Forgiveness is not a sign of strength. It is an indication of a lack of conviction. Vengeance is not a sign of strength either. It is simply an indication of one's lack of creativity. "Fucking hell, he slapped me! Fucking! I'll slap him!". See what I mean? A severe lack of creativity.
Why is the Godfather such a great movie?
Besides the fact that Copolla is a magician working with two demi-gods (Al Pacino and Marlon Brando), the theme of the movie is gratification of whatever kind, bound by pragmatism. The movie doesn't pander. At no point does it slip it's hands into your pants and tries giving you a boner. It undresses in the most natural way.
It's why Al Pacino seems so real. Because at no point through the series does he make a decision to make you feel better about the world. He finds out about the fact that the mole from within his organization was his brother. Unlike most stories, where he'd forgive him or go after him, he does neither. He proves himself strong enough to be indifferent. You can feel the one million mutinies in his body, the many revolts amongst his many sensations, when he takes Fredo's face in his hands, with a strange conviction and kisses him with the kind of spite that only a brother can warrant, he looks into Fredo's eyes and expresses himself as simply as he can, "I know it was you Fredo, you broke my heart". Fredo eventually has to die. Not because of vendetta or karma. He has to die because of the principle of causality. He has to die because a system has to work and he isn't strong enough to let the system sacrifice someone else or change the system. He has to die because, that is what happens to the traitors when a plan to de-throne the Emperor fails. It doesn't matter who you are. Brother, lover, friend. The Emperor is the emperor before being any of these things. And if precedent, convention and causality call for death, a dispassionate death, one even without a simple motivation of vengeance, so be it.
You see what this system of forgiveness doesn't take into account is the fact that a mistake is accidental. A mistake can be forgiven. But a plot to de-throne the Emperor, isn't a mistake.

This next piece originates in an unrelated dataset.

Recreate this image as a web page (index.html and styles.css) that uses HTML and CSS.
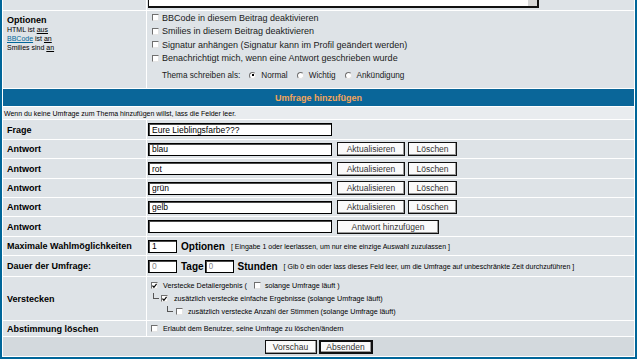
FILE: index.html
```html
<!DOCTYPE html>
<html lang="de">
<head>
    <meta charset="UTF-8">
    <meta name="viewport" content="width=device-width, initial-scale=1.0">
    <title>Neues Thema erstellen</title>
    <link rel="stylesheet" href="styles.css">
</head>
<body>
<form class="posting">
<table class="forumline">
    <tr class="msgrow">
        <td class="label top"></td>
        <td class="field">
            <div class="msgbox">
                <textarea class="msgtext" rows="10" cols="60"></textarea>
                <div class="scroll"><span class="scrollbtn"></span></div>
            </div>
        </td>
    </tr>
    <tr class="optrow">
        <td class="label top">
            <div class="optlabel">Optionen</div>
            <div class="gensmall">HTML ist <u>aus</u><br><a href="#">BBCode</a> ist <u>an</u><br>Smilies sind <u>an</u></div>
        </td>
        <td class="field top options">
            <div class="opt"><span class="cb"></span>BBCode in diesem Beitrag deaktivieren</div>
            <div class="opt"><span class="cb"></span>Smilies in diesem Beitrag deaktivieren</div>
            <div class="opt"><span class="cb"></span>Signatur anhängen (Signatur kann im Profil geändert werden)</div>
            <div class="opt"><span class="cb"></span>Benachrichtigt mich, wenn eine Antwort geschrieben wurde</div>
            <div class="opt thema">Thema schreiben als:<span class="rb on"></span>Normal<span class="rb"></span>Wichtig<span class="rb"></span>Ankündigung</div>
        </td>
    </tr>
    <tr class="headrow">
        <th colspan="2" class="thead">Umfrage hinzufügen</th>
    </tr>
    <tr class="inforow">
        <td colspan="2" class="info">Wenn du keine Umfrage zum Thema hinzufügen willst, lass die Felder leer.</td>
    </tr>
    <tr class="h19">
        <td class="label">Frage</td>
        <td class="field"><input class="post wide" type="text" value="Eure Lieblingsfarbe???"></td>
    </tr>
    <tr class="h18">
        <td class="label">Antwort</td>
        <td class="field"><div class="line"><input class="post wide" type="text" value="blau"><button type="button" class="btn upd">Aktualisieren</button><button type="button" class="btn del">Löschen</button></div></td>
    </tr>
    <tr class="h19">
        <td class="label">Antwort</td>
        <td class="field"><div class="line"><input class="post wide" type="text" value="rot"><button type="button" class="btn upd">Aktualisieren</button><button type="button" class="btn del">Löschen</button></div></td>
    </tr>
    <tr class="h18">
        <td class="label">Antwort</td>
        <td class="field"><div class="line"><input class="post wide" type="text" value="grün"><button type="button" class="btn upd">Aktualisieren</button><button type="button" class="btn del">Löschen</button></div></td>
    </tr>
    <tr class="h18">
        <td class="label">Antwort</td>
        <td class="field"><div class="line"><input class="post wide" type="text" value="gelb"><button type="button" class="btn upd">Aktualisieren</button><button type="button" class="btn del">Löschen</button></div></td>
    </tr>
    <tr class="h19">
        <td class="label">Antwort</td>
        <td class="field"><div class="line"><input class="post wide" type="text" value=""><button type="button" class="btn add">Antwort hinzufügen</button></div></td>
    </tr>
    <tr class="h18">
        <td class="label">Maximale Wahlmöglichkeiten</td>
        <td class="field"><div class="line"><input class="post short" type="text" value="1"><b class="unit">Optionen</b><span class="hint">[ Eingabe 1 oder leerlassen, um nur eine einzige Auswahl zuzulassen ]</span></div></td>
    </tr>
    <tr class="h20">
        <td class="label">Dauer der Umfrage:</td>
        <td class="field"><div class="line"><input class="post short grey" type="text" value="0"><b class="unit days">Tage</b><input class="post short grey" type="text" value="0"><b class="unit">Stunden</b><span class="hint">[ Gib 0 ein oder lass dieses Feld leer, um die Umfrage auf unbeschränkte Zeit durchzuführen ]</span></div></td>
    </tr>
    <tr class="hiderow">
        <td class="label">Verstecken</td>
        <td class="field hide">
            <div class="hline"><span class="cb first"><svg viewBox="0 0 6 6" width="6" height="6"><polyline points="0.5,2.5 2.3,4.5 5.5,0.5" /></svg></span>Verstecke Detailergebnis (<span class="cb mid"></span>solange Umfrage läuft )</div>
            <div class="hline"><span class="tree t1"></span><span class="cb sub1"><svg viewBox="0 0 6 6" width="6" height="6"><polyline points="0.5,2.5 2.3,4.5 5.5,0.5" /></svg></span>zusätzlich verstecke einfache Ergebnisse (solange Umfrage läuft)</div>
            <div class="hline"><span class="tree t2"></span><span class="cb sub2"></span>zusätzlich verstecke Anzahl der Stimmen (solange Umfrage läuft)</div>
        </td>
    </tr>
    <tr class="h15">
        <td class="label">Abstimmung löschen</td>
        <td class="field"><div class="hline"><span class="cb first"></span>Erlaubt dem Benutzer, seine Umfrage zu löschen/ändern</div></td>
    </tr>
    <tr class="h19">
        <td colspan="2" class="catbottom"><button type="button" class="btn main">Vorschau</button><button type="button" class="btn main send">Absenden</button></td>
    </tr>
</table>
</form>
</body>
</html>
```

FILE: styles.css
```css
body {
    margin: 0;
    background-color: #ffffff;
    font-family: "Liberation Sans", Arial, sans-serif;
    color: #000000;
}
.forumline {
    box-sizing: border-box;
    width: 637px;
    margin-top: -93px;
    border: 2px solid #006699;
    border-spacing: 1px;
    background-color: #ffffff;
    table-layout: fixed;
}
.forumline td {
    padding: 0;
    background-color: #dee3e7;
    font-size: 8.5px;
    vertical-align: middle;
}
.forumline td.label {
    width: 139px;
    padding-left: 4px;
    font-size: 9px;
    font-weight: bold;
}
.forumline td.top {
    vertical-align: top;
}
.forumline td.field {
    padding-left: 1px;
}

/* message box, only its lower edge is in view */
.msgrow td {
    padding-top: 3px;
    padding-bottom: 2px;
}
.msgbox {
    display: flex;
    box-sizing: border-box;
    width: 391px;
    height: 95px;
    border: 1px solid #111;
    border-width: 2px 2px 2px 1px;
    background-color: #ffffff;
}
.msgtext {
    flex: 1;
    border: none;
    resize: none;
    outline: none;
    font-size: 9px;
}
.scroll {
    display: flex;
    flex-direction: column;
    justify-content: flex-end;
    width: 9px;
    background-color: #ededed;
}
.scrollbtn {
    height: 7px;
    background-color: #d8d8d8;
    border-top: 1px solid #f4f4f4;
}

/* options */
.optrow {
    height: 77px;
}
.optlabel {
    padding-top: 4px;
    line-height: 10px;
}
.gensmall {
    font-size: 7px;
    font-weight: normal;
    line-height: 9px;
}
.gensmall a {
    color: #006699;
}
.options {
    padding-top: 4px;
}
.opt {
    display: flex;
    align-items: center;
    height: 13.5px;
    font-size: 9px;
    color: #1a1a1a;
}
.opt.thema {
    height: 14px;
    margin-top: 3px;
    padding-left: 14px;
    font-size: 8.2px;
}
.cb {
    display: inline-flex;
    align-items: center;
    justify-content: center;
    box-sizing: border-box;
    width: 7px;
    height: 7px;
    margin: 0 3px 0 4px;
    background-color: #ffffff;
    border: 1px solid;
    border-color: #6f6f6f #e4e4e4 #e4e4e4 #6f6f6f;
    flex: none;
}
.cb svg {
    fill: none;
    stroke: #000;
    stroke-width: 1.4;
}
.rb {
    position: relative;
    box-sizing: border-box;
    width: 7px;
    height: 7px;
    margin: 0 5px 0 9px;
    border-radius: 50%;
    border: 1px solid;
    border-color: #6f6f6f #e4e4e4 #e4e4e4 #6f6f6f;
    background-color: #ffffff;
    flex: none;
}
.rb.on::after {
    content: "";
    position: absolute;
    left: 1.5px;
    top: 1.5px;
    width: 2px;
    height: 2px;
    background-color: #000;
}

/* poll header */
.headrow {
    height: 17px;
}
.thead {
    padding: 0;
    background-color: #0a6699;
    color: #f4a55a;
    font-size: 9px;
    font-weight: bold;
    text-align: center;
}
.inforow {
    height: 12px;
}
.forumline td.info {
    padding-left: 1px;
    font-size: 7px;
    background-color: #e9ecef;
}
.h15 { height: 15px; }
.h18 { height: 18px; }
.h19 { height: 19px; }
.h20 { height: 20px; }
.hiderow { height: 43px; }

.line {
    display: flex;
    align-items: center;
}
.post {
    box-sizing: border-box;
    height: 13px;
    margin: 0;
    padding: 0 3px;
    border: 1px solid #000;
    box-shadow: inset 1px 1px 0 #4a4a4a;
    background-color: #ffffff;
    font-family: "Liberation Sans", Arial, sans-serif;
    font-size: 8.5px;
    color: #000;
    outline: none;
}
.post.wide {
    width: 184px;
}
.post.short {
    width: 29px;
}
.post.grey {
    color: #888;
}
.btn {
    box-sizing: border-box;
    height: 14px;
    margin: 0;
    padding: 0;
    border: 1px solid #111;
    box-shadow: inset -1px -1px 0 #9a9a9a;
    background-color: #fafafa;
    font-family: "Liberation Sans", Arial, sans-serif;
    font-size: 8.5px;
    color: #333;
}
.btn.upd {
    width: 68px;
    margin-left: 5px;
}
.btn.del {
    width: 49px;
    margin-left: 3px;
}
.btn.add {
    width: 102px;
    margin-left: 5px;
}
.unit {
    margin: 0 0 0 4px;
    font-size: 10px;
}
.unit.days {
    margin-right: 1px;
}
.hint {
    margin-left: 6px;
    font-size: 7px;
}

/* hide options */
.hide {
    padding-top: 1px;
}
.hline {
    display: flex;
    align-items: center;
    height: 13px;
    font-size: 7.2px;
}
.cb.first {
    margin: 0 5px 0 3px;
}
.cb.mid {
    margin: 0 4px 0 7px;
}
.cb.sub1 {
    margin: 0 6px 0 2px;
}
.cb.sub2 {
    margin: 0 5px 0 3px;
}
.tree {
    box-sizing: border-box;
    width: 6px;
    height: 6px;
    margin-top: -5px;
    border-left: 1px solid #555;
    border-bottom: 1px solid #555;
    flex: none;
}
.tree.t1 {
    margin-left: 5px;
}
.tree.t2 {
    margin-left: 19px;
}

.forumline td.catbottom {
    background-color: #d3d9dd;
    text-align: center;
}
.btn.main {
    width: 52px;
    height: 14px;
    margin: 0 1px;
}
.btn.send {
    width: 54px;
    border-width: 2px;
}
```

It's a bad decision. And by the principal of causality all bad decisions must live through their consequence, "one ill turn deserves another". I'm only writing this because of the astonishing number of people who don't understand the difference between 'a bad decision' and a mistake. Because of the number of people who've tried to teach me the virtues of forgiveness. People have to go long distances to earn forgiveness. Earn being an important verb. I hate it when 'forgive' becomes the verb. Forgiveness must be earned, not gotten. It's hard to earn forgiveness. Judas had to hang himself.

3 comments:

  1. Forgiveness must be earned, not gotten.

    After one of my close friends has been lately asking for forgiveness about something that hurt me enough to end all contact, I think I needed to read this. Extremely well written.